Vicente Gallego. Foto: Pedro Armestre

Pre-Textos. Valencia, 2014. 74 páginas, 12 euros

Vicente Gallego (Valencia, 1963) ha publicado una decena de libros de poesía, además de dos volúmenes de narrativa, y figura entre los autores relevantes de su generación. Ha obtenido premios prestigiosos (Loewe, Ciudad de Melilla, Rey Juan Carlos), pero los reconocimientos no calman sus inquietudes. Sigue alejado del conformismo. El deseo de experimentar con nuevas fórmulas literarias es una aventura que aparece en cada una de sus obras.



Cuaderno de brotes, con sugestiva ilustración de David Pareja Pérez en la cubierta, aporta varias novedades a la trayectoria del escritor. Está compuesto de cincuenta y siete poemas en prosa. Al empezar la lectura percibimos, a la vez, la experiencia artística y autobiográfica del poeta. Dos clásicos de la cultura oriental, el japonés Basho y el chino Shitao, dejan en las páginas iniciales unas enseñanzas complementarias. Y pronto Vicente Gallego nos comunica su unión con la naturaleza. Tumbado en la tierra o alojado en una caseta situada en el monte, borra mentalmente su distancia con las aves, los árboles, las luces cambiantes. La actitud del poeta coincide con la que Juan Gracia Armendáriz expresa en varios fragmentos de sus diarios: una sintonía con el paisaje que se adentra en la persona. Para explicarnos su identificación con el entorno, Gallego acentúa la exactitud verbal. Nos dice que lleva su cuaderno en el bolsillo y sale a la búsqueda de una palabra verdadera. Este cazador diferente, pacífico, confiesa el objetivo: "me acurruco y me fundo con la piedra, con el cuerpo milenario del asombro".

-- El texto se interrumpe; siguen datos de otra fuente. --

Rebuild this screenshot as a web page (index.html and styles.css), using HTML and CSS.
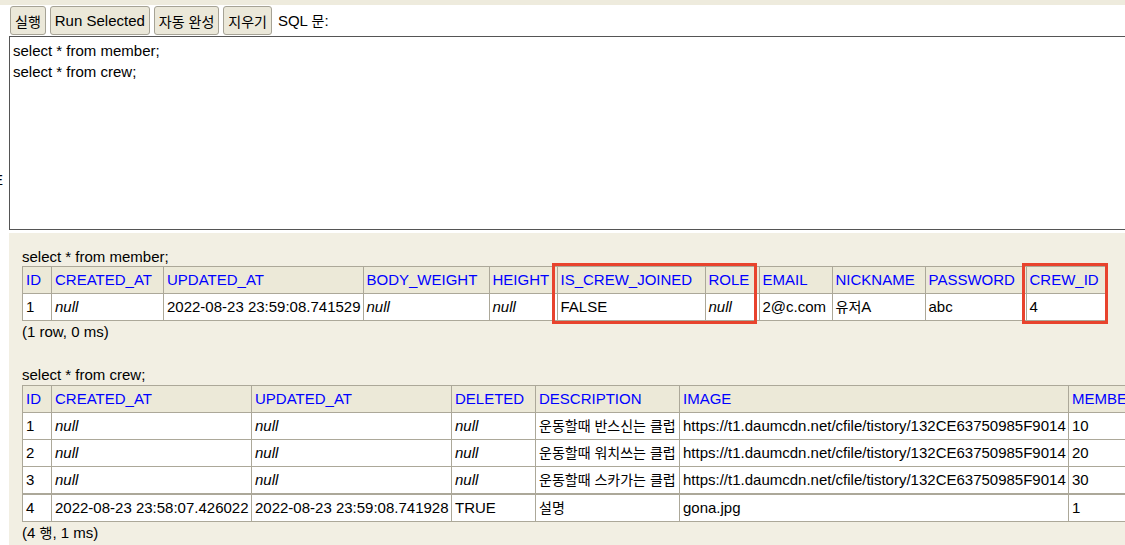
FILE: index.html
```html
<!DOCTYPE html>
<html lang="ko">
<head>
<meta charset="utf-8">
<title>H2 Console</title>
<link rel="stylesheet" href="styles.css">
</head>
<body>
<div class="topstrip"></div>
<div class="toolbar">
  <button class="btn"><span class="ko">실행</span></button>
  <button class="btn">Run Selected</button>
  <button class="btn"><span class="ko">자동 완성</span></button>
  <button class="btn"><span class="ko">지우기</span></button>
  <span class="label">SQL <span class="ko">문</span>:</span>
</div>
<span class="edge-glyph">E</span>
<textarea class="editor" spellcheck="false" readonly>select * from member;
select * from crew;</textarea>

<div class="results">
  <div class="query">select * from member;</div>
  <div class="table-wrap">
    <table class="rs">
      <tr>
        <th class="w29">ID</th>
        <th class="w112">CREATED_AT</th>
        <th class="w199">UPDATED_AT</th>
        <th class="w126">BODY_WEIGHT</th>
        <th class="w68">HEIGHT</th>
        <th class="w148">IS_CREW_JOINED</th>
        <th class="w54">ROLE</th>
        <th class="w73">EMAIL</th>
        <th class="w93">NICKNAME</th>
        <th class="w101">PASSWORD</th>
        <th class="w80">CREW_ID</th>
      </tr>
      <tr>
        <td>1</td>
        <td><i>null</i></td>
        <td>2022-08-23 23:59:08.741529</td>
        <td><i>null</i></td>
        <td><i>null</i></td>
        <td>FALSE</td>
        <td><i>null</i></td>
        <td>2@c.com</td>
        <td><span class="ko">유저</span>A</td>
        <td>abc</td>
        <td>4</td>
      </tr>
    </table>
    <div class="mark mark-a"></div>
    <div class="mark mark-b"></div>
  </div>
  <div class="status">(1 row, 0 ms)</div>

  <div class="query second">select * from crew;</div>
  <div class="table-wrap">
    <table class="rs">
      <tr>
        <th class="w29">ID</th>
        <th class="w200">CREATED_AT</th>
        <th class="w200">UPDATED_AT</th>
        <th class="w84">DELETED</th>
        <th class="w144">DESCRIPTION</th>
        <th class="w389">IMAGE</th>
        <th>MEMBER_COUNT</th>
      </tr>
      <tr>
        <td>1</td>
        <td><i>null</i></td>
        <td><i>null</i></td>
        <td><i>null</i></td>
        <td><span class="ko">운동할때 반스신는 클럽</span></td>
        <td>https://t1.daumcdn.net/cfile/tistory/132CE63750985F9014</td>
        <td>10</td>
      </tr>
      <tr>
        <td>2</td>
        <td><i>null</i></td>
        <td><i>null</i></td>
        <td><i>null</i></td>
        <td><span class="ko">운동할때 워치쓰는 클럽</span></td>
        <td>https://t1.daumcdn.net/cfile/tistory/132CE63750985F9014</td>
        <td>20</td>
      </tr>
      <tr>
        <td>3</td>
        <td><i>null</i></td>
        <td><i>null</i></td>
        <td><i>null</i></td>
        <td><span class="ko">운동할때 스카가는 클럽</span></td>
        <td>https://t1.daumcdn.net/cfile/tistory/132CE63750985F9014</td>
        <td>30</td>
      </tr>
      <tr class="sep">
        <td>4</td>
        <td>2022-08-23 23:58:07.426022</td>
        <td>2022-08-23 23:59:08.741928</td>
        <td>TRUE</td>
        <td><span class="ko">설명</span></td>
        <td>gona.jpg</td>
        <td>1</td>
      </tr>
    </table>
  </div>
  <div class="status">(4 <span class="ko">행</span>, 1 ms)</div>
</div>
</body>
</html>
```

FILE: styles.css
```css
html, body {
  margin: 0;
  padding: 0;
  overflow: hidden;
}

body {
  position: relative;
  width: 1125px;
  height: 545px;
  background: #ffffff;
  color: #000000;
  font-family: "Liberation Sans", "Noto Sans CJK KR", Arial, sans-serif;
  font-size: 15px;
}

.ko {
  font-family: "Noto Sans CJK KR", "Liberation Sans", sans-serif;
  font-size: 14px;
  line-height: 1;
}

.topstrip {
  height: 5px;
  background: #eeebdd;
}

.toolbar {
  display: flex;
  align-items: center;
  gap: 4px;
  padding: 1px 0 1px 10px;
}

.btn {
  display: flex;
  align-items: center;
  box-sizing: border-box;
  height: 29px;
  padding: 0 4px;
  margin: 0;
  font-family: inherit;
  font-size: 15px;
  color: #000000;
  background: #ebe8d9;
  border: 1px solid #a6a396;
  border-radius: 3px;
}

.label {
  margin-left: 2px;
  font-size: 15px;
}

.edge-glyph {
  position: absolute;
  left: -7px;
  top: 171px;
  font-size: 15px;
  line-height: 18px;
}

.editor {
  display: block;
  box-sizing: border-box;
  width: 1300px;
  height: 194px;
  margin: 0 0 0 9px;
  padding: 3px;
  border: 1px solid #555555;
  border-radius: 0;
  background: #ffffff;
  color: #000000;
  font-family: "Liberation Sans", Arial, sans-serif;
  font-size: 15px;
  line-height: 21px;
  resize: none;
  outline: none;
  overflow: hidden;
}

.results {
  box-sizing: border-box;
  height: 400px;
  margin: 3px 0 0 9px;
  padding: 14px 0 0 13px;
  background: #f2efe3;
}

.query,
.status {
  line-height: 19px;
  white-space: nowrap;
}

.status {
  padding-top: 1px;
}

.query.second {
  margin-top: 24px;
  margin-bottom: 1px;
}

.table-wrap {
  position: relative;
  width: max-content;
}

.rs {
  border-collapse: collapse;
  font-size: 15px;
  line-height: 18px;
}

.rs th,
.rs td {
  box-sizing: border-box;
  border: 1px solid #aca899;
  padding: 4px 3px;
  text-align: left;
  white-space: nowrap;
  font-weight: normal;
  vertical-align: middle;
}

.rs td {
  padding-right: 2px;
  background: #ffffff;
}

.rs th {
  background: #ece9d8;
  color: #0000ff;
}

.rs tr.sep td {
  border-top-width: 2px;
}

.rs i {
  font-style: italic;
}

.w29 { width: 29px; }
.w54 { width: 54px; }
.w68 { width: 68px; }
.w73 { width: 73px; }
.w80 { width: 80px; }
.w84 { width: 84px; }
.w93 { width: 93px; }
.w101 { width: 101px; }
.w112 { width: 112px; }
.w126 { width: 126px; }
.w144 { width: 144px; }
.w148 { width: 148px; }
.w199 { width: 199px; }
.w200 { width: 200px; }
.w389 { width: 389px; }

.mark {
  position: absolute;
  top: -3px;
  height: 61px;
  box-sizing: border-box;
  border: 3px solid #e8432d;
  pointer-events: none;
}

.mark-a {
  left: 530px;
  width: 205px;
}

.mark-b {
  left: 1000px;
  width: 86px;
}
```
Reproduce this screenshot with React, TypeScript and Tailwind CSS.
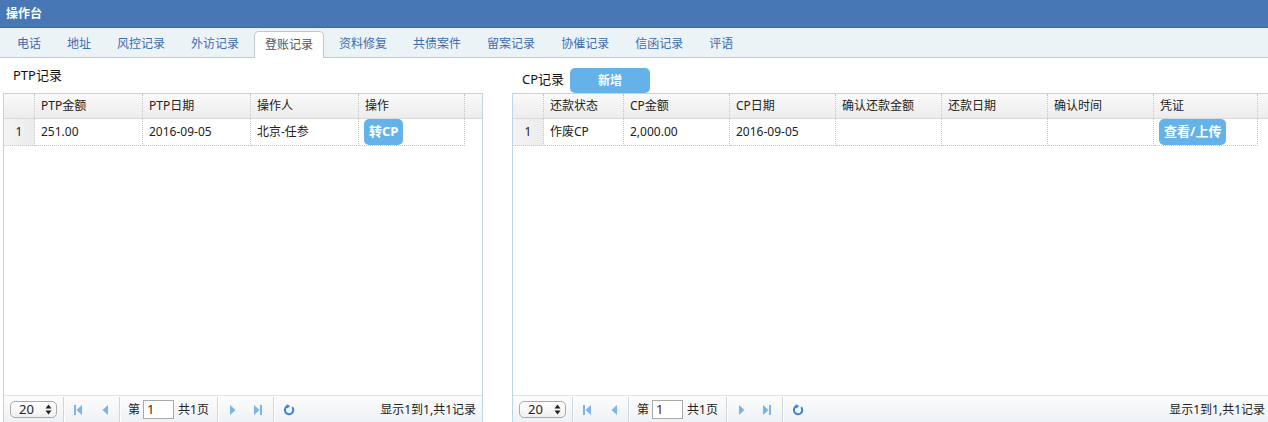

Leemos un libro de gratitudes. Esta es la característica principal de la obra. Vicente Gallego observa unos animales y los define con mezcla de ternura y fascinación. Ninguna de las visiones cae en lugares comunes. Así, en un encuentro nocturno, ve los ojos claros de Atenea en las chispas de la mirada de una raposa. Las piedras, el viento, los ríos o las plantas reciben un tratamiento cercano a la estética zen. Si el romero es un hermano, Gallego mantiene también una relación fraterna con el hombre apartado que viste, cuida y consuela a su soledad. Pero la piedad del autor rebasa los límites bucólicos. En el ambiente urbano del poema "La pordiosera" alcanza su máximo refinamiento. Una mendiga risueña trastea entre automóviles. "¿Nunca habéis visto un ángel feo?", pregunta el poeta. Después describe la abundancia de cualidades de la mujer pobre que "viene con el sol atado a un hilo, pasea al perro de la luz".



El lenguaje y el tono oscilan entre la sencillez y la belleza sutil. Sin ostentaciones, delicadamente profundos, van armonizados con el conocimiento que transmiten. Nos recuerdan la sentencia de Victor Hugo: "La forma es el fondo que sube a la superficie". De repente, un vocablo menos habitual, pero usado con precisión necesaria, o una imagen sorpresiva: la fragancia del jazminero rompe "la cintura al pensamiento". La proporción de sustantivos y adjetivos es la justa. Tampoco falta una especie de freno expresivo ni el deseo de limitar los artificios. A menudo tenemos la impresión de que el escritor va a ausentarse y que nos quedará la dicha de un despojamiento: "Feliz el que enmudece ante sí mismo" es la frase final del penúltimo texto.



El conjunto de sensaciones transmitidas parece provenir de una espiritualidad atada a la tierra. Compasiva con los habitantes de esa tierra. Libre de dogmas, fanatismos, supersticiones. La resumen unas pocas líneas: "Es que nadie va a escucharme si le digo que no se empeñe en morir, que todo es un aroma, aroma sólo". Hecho con materiales que, por humildes, parecen menores, Cuaderno de brotes es un libro mayor, probablemente destinado a perdurar. La elección de la prosa conviene a los nuevos poemas de Vicente Gallego. Y es posible que con esta prosa abra una vía para avanzar en la práctica del inconformismo.

La línea en llamas

Me rodean la cintura las palabras con hilos de luz negra: quieren saber conmigo, quieren que consuma en ellas mi hojarasca, que me queme en su certeza. Me arrebatan la línea, la punta oscura de la vela: me voy precipitando con el texto hacia lo hondo, soy su luz carbonizada en mi profundo pasmo, en el blanco manchado de la página. No da pena morir en este íntimo holocausto, en su beso profundo. Entonces prendo hasta la médula en la llamarada a solas del idioma, me hago lenguas de gozo en la ardiente libertad de la escritura.